The Camberwell Cartoon.

Which brings me nicely to a plug for a talk I’m doing this Friday 13th November at 7.30pm. [Updated 1311 to correct the time)].

I was rather chuffed to be invited to do a talk on my photography series 36 Reasons To Love Camberwell. Unlike the other talks you don’t need to book, just turn up.

There will be a short question and answer session about the original project by the Head Librarian, Mark, and me. Then we’ll be opening up the floor to everyone and discussing the changes around Camberwell in the last few years, and those changes coming.

I’m going to update the series, and the discussion will form the basis for new photos and eventually a new book some time next year.

So please come along. It would be lovely to see you all, and while you are at it, you can have a look around this fantastic new edition to Camberwell.

36 Reasons

24 thoughts on “The new Camberwell Library has landed…”

  1. Thanks Tom, great piece. I’ve yet to get there myself, will do so soon.

    Re: the Camberwell toll gate, it used to be right where Camberwell Rd now changes to Walworth Rd — that’s why the name changes halfway along. There used to be a Camberwell Gate rail station there, which became Walworth Rd station in 1865. The only trace now is in the name of the street where it used to be: Gateway.

    https://www.google.co.uk/maps/place/Gateway,+London+SE17+3UE/@51.4843452,-0.0965447,17z/data=!3m1!4b1!4m2!3m1!1s0x4876049d5b7723bf:0x60e749e6520b80f8

  2. Really informative Tom — loving the imagery with the article. You should take it up you know 🙂

    Actual library website is a little top line so really good to get some meat on the bones.

    Can’t wait to pop down (we are moving into Camberwell next Friday!)

  3. Hello Bart,

    Welcome to Camberwell! Come along on Friday if you can. We won’t bite!

    And yes, the council website is a little bit prescriptive so glad to be of service!

    @Peter, I guess that’s also the origin on boundary lane nearby and I’m fairly sure Grosvenor Terrace or John Ruskin St used to be called Camberwell Gate.

  4. Good blog Tom. Thanks. I went in last Saturday to discover my library card had expired and I owed £1 in fines.

    I borrowed Paul Theroux’s Ghost Train to the Eastern Star. His journey sets off from Waterloo Station and, pleasingly, it has a local reference on page 8 as his train makes its way across South London “past Clapham High Street and Brixton and across Coldharbour Lane, a name that sent chills through me”.

    It is good we have a new library. In Lambeth the council is turning libraries into private gyms. There was a protest demo at the weekend, in the rain. Good on them. And in Lewisham the library service has already been decimated.

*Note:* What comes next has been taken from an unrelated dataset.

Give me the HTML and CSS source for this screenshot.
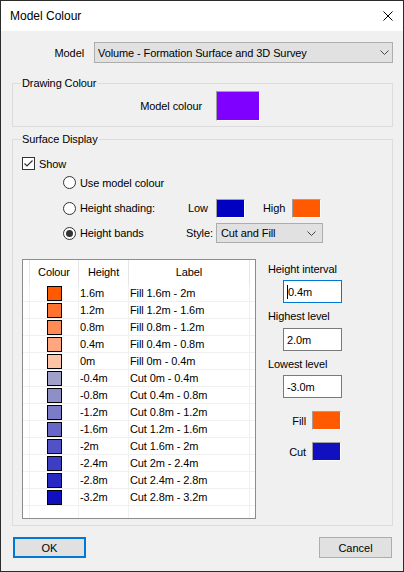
FILE: index.html
```html
<!DOCTYPE html>
<html lang="en">
<head>
<meta charset="utf-8">
<title>Model Colour</title>
<link rel="stylesheet" href="styles.css">
</head>
<body>
<div class="window">
  <div class="titlebar">
    <span class="title">Model Colour</span>
    <svg class="close" width="10" height="10" viewBox="0 0 10 10"><path d="M0.5 0.5L9.5 9.5M9.5 0.5L0.5 9.5" stroke="#000" stroke-width="1" fill="none"/></svg>
  </div>
  <div class="content">
    <div class="model-row">
      <span class="model-label">Model</span>
      <div class="combo combo-model">
        <span class="combo-text">Volume - Formation Surface and 3D Survey</span>
        <svg class="chevron" width="9" height="5" viewBox="0 0 9 5"><path d="M0.5 0.5L4.5 4.5L8.5 0.5" stroke="#444" stroke-width="1" fill="none"/></svg>
      </div>
    </div>

    <fieldset class="group group-drawing">
      <legend>Drawing Colour</legend>
      <div class="drawing-row">
        <span class="mc-label">Model colour</span>
        <span class="swatch swatch-model"></span>
      </div>
    </fieldset>

    <fieldset class="group group-surface">
      <legend>Surface Display</legend>
      <div class="show-row">
        <span class="checkbox"><svg width="11" height="11" viewBox="0 0 11 11"><path d="M1.5 5.5L4 8L9.5 2.5" stroke="#333" stroke-width="1.2" fill="none"/></svg></span>
        <span class="show-text">Show</span>
      </div>
      <div class="radio-row r1">
        <span class="radio"></span><span class="radio-text">Use model colour</span>
      </div>
      <div class="radio-row r2">
        <span class="radio"></span><span class="radio-text">Height shading:</span>
        <span class="pair-label low-label">Low</span><span class="swatch swatch-small sw-low"></span>
        <span class="high-label">High</span><span class="swatch swatch-small sw-high"></span>
      </div>
      <div class="radio-row r3">
        <span class="radio checked"></span><span class="radio-text">Height bands</span>
        <span class="pair-label">Style:</span>
        <div class="combo combo-style">
          <span class="combo-text">Cut and Fill</span>
          <svg class="chevron" width="9" height="5" viewBox="0 0 9 5"><path d="M0.5 0.5L4.5 4.5L8.5 0.5" stroke="#444" stroke-width="1" fill="none"/></svg>
        </div>
      </div>

      <div class="bands">
        <div class="listview">
          <div class="lv-row lv-head">
            <div class="cell c0"></div>
            <div class="cell c1">Colour</div>
            <div class="cell c2">Height</div>
            <div class="cell c3">Label</div>
          </div>
          <div class="lv-row"><div class="cell c0"></div><div class="cell c1"><span class="band b1"></span></div><div class="cell c2">1.6m</div><div class="cell c3">Fill 1.6m - 2m</div></div>
          <div class="lv-row"><div class="cell c0"></div><div class="cell c1"><span class="band b2"></span></div><div class="cell c2">1.2m</div><div class="cell c3">Fill 1.2m - 1.6m</div></div>
          <div class="lv-row"><div class="cell c0"></div><div class="cell c1"><span class="band b3"></span></div><div class="cell c2">0.8m</div><div class="cell c3">Fill 0.8m - 1.2m</div></div>
          <div class="lv-row"><div class="cell c0"></div><div class="cell c1"><span class="band b4"></span></div><div class="cell c2">0.4m</div><div class="cell c3">Fill 0.4m - 0.8m</div></div>
          <div class="lv-row"><div class="cell c0"></div><div class="cell c1"><span class="band b5"></span></div><div class="cell c2">0m</div><div class="cell c3">Fill 0m - 0.4m</div></div>
          <div class="lv-row"><div class="cell c0"></div><div class="cell c1"><span class="band b6"></span></div><div class="cell c2">-0.4m</div><div class="cell c3">Cut 0m - 0.4m</div></div>
          <div class="lv-row"><div class="cell c0"></div><div class="cell c1"><span class="band b7"></span></div><div class="cell c2">-0.8m</div><div class="cell c3">Cut 0.4m - 0.8m</div></div>
          <div class="lv-row"><div class="cell c0"></div><div class="cell c1"><span class="band b8"></span></div><div class="cell c2">-1.2m</div><div class="cell c3">Cut 0.8m - 1.2m</div></div>
          <div class="lv-row"><div class="cell c0"></div><div class="cell c1"><span class="band b9"></span></div><div class="cell c2">-1.6m</div><div class="cell c3">Cut 1.2m - 1.6m</div></div>
          <div class="lv-row"><div class="cell c0"></div><div class="cell c1"><span class="band b10"></span></div><div class="cell c2">-2m</div><div class="cell c3">Cut 1.6m - 2m</div></div>
          <div class="lv-row"><div class="cell c0"></div><div class="cell c1"><span class="band b11"></span></div><div class="cell c2">-2.4m</div><div class="cell c3">Cut 2m - 2.4m</div></div>
          <div class="lv-row"><div class="cell c0"></div><div class="cell c1"><span class="band b12"></span></div><div class="cell c2">-2.8m</div><div class="cell c3">Cut 2.4m - 2.8m</div></div>
          <div class="lv-row"><div class="cell c0"></div><div class="cell c1"><span class="band b13"></span></div><div class="cell c2">-3.2m</div><div class="cell c3">Cut 2.8m - 3.2m</div></div>
          <div class="lv-row lv-fill"><div class="cell c0"></div><div class="cell c1"></div><div class="cell c2"></div><div class="cell c3"></div></div>
        </div>

        <div class="side">
          <div class="side-label first">Height interval</div>
          <div class="textbox focused"><span class="caret"></span>0.4m</div>
          <div class="side-label">Highest level</div>
          <div class="textbox tb2">2.0m</div>
          <div class="side-label">Lowest level</div>
          <div class="textbox tb3">-3.0m</div>
          <div class="fc-row fill-row"><span class="fc-label">Fill</span><span class="swatch swatch-small sw-fill"></span></div>
          <div class="fc-row cut-row"><span class="fc-label">Cut</span><span class="swatch swatch-small sw-cut"></span></div>
        </div>
      </div>
    </fieldset>

    <div class="buttons">
      <button class="btn btn-ok">OK</button>
      <button class="btn">Cancel</button>
    </div>
  </div>
</div>
</body>
</html>
```

FILE: styles.css
```css
* { box-sizing: border-box; }
html, body { margin: 0; padding: 0; }
body {
  font-family: "Liberation Sans", Arial, sans-serif;
  font-size: 11px;
  letter-spacing: -0.1px;
  color: #000;
  background: #fff;
}

.window {
  width: 404px;
  height: 572px;
  border: 1px solid #2b2b2b;
  background: #f0f0f0;
  display: flex;
  flex-direction: column;
}

.titlebar {
  flex: none;
  height: 30px;
  background: #fff;
  display: flex;
  align-items: center;
  padding-left: 9px;
}
.title { font-size: 12px; letter-spacing: 0; }
.close { margin-left: auto; margin-right: 10px; }

.content {
  flex: 1;
  display: flex;
  flex-direction: column;
}

/* Model row */
.model-row {
  display: flex;
  align-items: center;
  height: 21px;
  margin-top: 11px;
}
.model-label {
  width: 83px;
  text-align: right;
  margin-right: 10px;
}
.combo {
  display: flex;
  align-items: center;
  background: #e1e1e1;
  border: 1px solid #adadad;
}
.combo-model { width: 299px; height: 21px; padding-left: 3px; }
.combo-model .chevron { margin-left: auto; margin-right: 3px; }
.combo-style { width: 107px; height: 20px; padding-left: 4px; }
.combo-style .chevron { margin-left: auto; margin-right: 6px; }

/* Group boxes */
.group {
  margin: 0 0 0 11px;
  width: 381px;
  padding: 0;
  border: 1px solid #dcdcdc;
  min-width: 0;
}
.group legend {
  padding: 0 1px;
  margin-left: 8px;
  line-height: 13px;
  font-size: 11px;
}
.group-drawing { margin-top: 14px; }
.group-surface { margin-top: 6px; height: 393px; }

.drawing-row {
  display: flex;
  align-items: center;
  padding: 1px 0 5px;
}
.mc-label {
  width: 189px;
  text-align: right;
  margin-right: 14px;
}

.swatch {
  display: block;
  border-top: 1px solid #a0a0a0;
  border-left: 1px solid #a0a0a0;
  border-right: 1px solid #fff;
  border-bottom: 1px solid #fff;
  flex: none;
}
.swatch-model { width: 44px; height: 30px; background: #8000ff; }
.swatch-small { width: 29px; height: 19px; }
.sw-low { background: #0000c0; }
.sw-high { background: #ff5a00; }
.sw-fill { background: #ff5a00; }
.sw-cut { background: #1010c0; }

/* Show / radio rows */
.show-row {
  display: flex;
  align-items: center;
  height: 19px;
  margin-top: 8px;
  padding-left: 9px;
}
.checkbox {
  width: 13px;
  height: 13px;
  border: 1px solid #333;
  background: #fff;
  display: flex;
  align-items: center;
  justify-content: center;
}
.show-text { margin-left: 4px; }

.radio-row {
  display: flex;
  align-items: center;
  padding-left: 50px;
}
.r1 { height: 19px; }
.r2 { height: 20px; margin-top: 6px; }
.r3 { height: 20px; margin-top: 5px; }

.radio {
  width: 13px;
  height: 13px;
  border: 1px solid #333;
  border-radius: 50%;
  background: #fff;
  display: flex;
  align-items: center;
  justify-content: center;
  flex: none;
}
.radio.checked::after {
  content: "";
  width: 7px;
  height: 7px;
  border-radius: 50%;
  background: #333;
}
.radio-text { margin-left: 4px; width: 106px; }
.pair-label { width: 30px; }
.low-label { padding-left: 2px; }
.high-label { margin-left: 18px; width: 29px; }

/* Bands area */
.bands {
  display: flex;
  margin-top: 16px;
  padding-left: 9px;
}

.listview {
  flex: none;
  width: 234px;
  height: 260px;
  border: 1px solid #8c8c8c;
  background: #fff;
  display: flex;
  flex-direction: column;
}
.lv-row {
  flex: none;
  display: flex;
  height: 17px;
  border-bottom: 1px solid #f0f0f0;
  line-height: 16px;
  white-space: nowrap;
}
.lv-head {
  height: 25px;
  border-bottom: none;
  line-height: 25px;
}
.lv-fill { flex: 1; border-bottom: none; }
.cell {
  flex: none;
  border-right: 1px solid #f0f0f0;
}
.lv-head .cell { border-right-color: #e5e5e5; text-align: center; }
.c0 { width: 7px; }
.c1 { width: 49px; }
.c2 { width: 50px; padding-left: 1px; }
.c3 { width: 121px; padding-left: 1px; }
.lv-head .c2, .lv-head .c3 { padding-left: 0; }
.lv-row:not(.lv-head) .c1 { padding-left: 17px; padding-top: 1px; }

.band {
  display: block;
  width: 15px;
  height: 15px;
  border: 1px solid #000;
}
.b1 { background: #ff5a00; }
.b2 { background: #ff7331; }
.b3 { background: #ff8c55; }
.b4 { background: #ffa67e; }
.b5 { background: #ffc4a6; }
.b6 { background: #a0a0c8; }
.b7 { background: #8f8fc8; }
.b8 { background: #7b7bc8; }
.b9 { background: #6767c8; }
.b10 { background: #5252c6; }
.b11 { background: #3d3dc5; }
.b12 { background: #2828c2; }
.b13 { background: #1010c0; }

/* Side panel */
.side {
  margin-left: 12px;
  display: flex;
  flex-direction: column;
  align-items: flex-start;
}
.side-label { line-height: 13px; margin-top: 7px; }
.side-label.first { margin-top: 4px; }
.textbox {
  width: 59px;
  height: 23px;
  margin-left: 15px;
  margin-top: 4px;
  border: 1px solid #7a7a7a;
  background: #fff;
  padding-left: 3px;
  display: flex;
  align-items: center;
}
.textbox.focused { border-color: #0078d7; }
.tb2 { margin-top: 5px; }
.caret {
  display: block;
  width: 1px;
  height: 14px;
  background: #000;
}
.fc-row {
  display: flex;
  align-items: center;
}
.fill-row { margin-top: 13px; }
.cut-row { margin-top: 12px; }
.fc-label {
  width: 38px;
  text-align: right;
  margin-right: 6px;
}

/* Buttons */
.buttons {
  display: flex;
  justify-content: space-between;
  margin-top: 11px;
  padding: 0 11px 0 12px;
}
.btn {
  width: 73px;
  height: 21px;
  padding: 0;
  background: #e1e1e1;
  border: 1px solid #adadad;
  font: inherit;
  color: #000;
}
.btn-ok { border: 2px solid #0078d7; }
```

  5. @monkeycat It was the area which used to be called Camberwell Gate. John Ruskin Street used to be called Beresford Street, and Grosvenor Terrace used to be Grosvenor Street.

  6. My toddler and I have been thoroughly enjoying the new children’s area and all the new, non-chewed/jam-covered books, though as many other parents have pointed out there’s a bit of a design flaw in having it so close to the automatically-opening main door! Perhaps they will consider gating it in some way.

    @monkeycat, the poster states your talk is at 7.30 but in the post you said 7 — I’m planning to come but could you clarify the start time?

  7. @Millay OPPS! My bad. Whatever the poster says! It’s because the other talks started at 7pm! So 7.30 tonight everyone.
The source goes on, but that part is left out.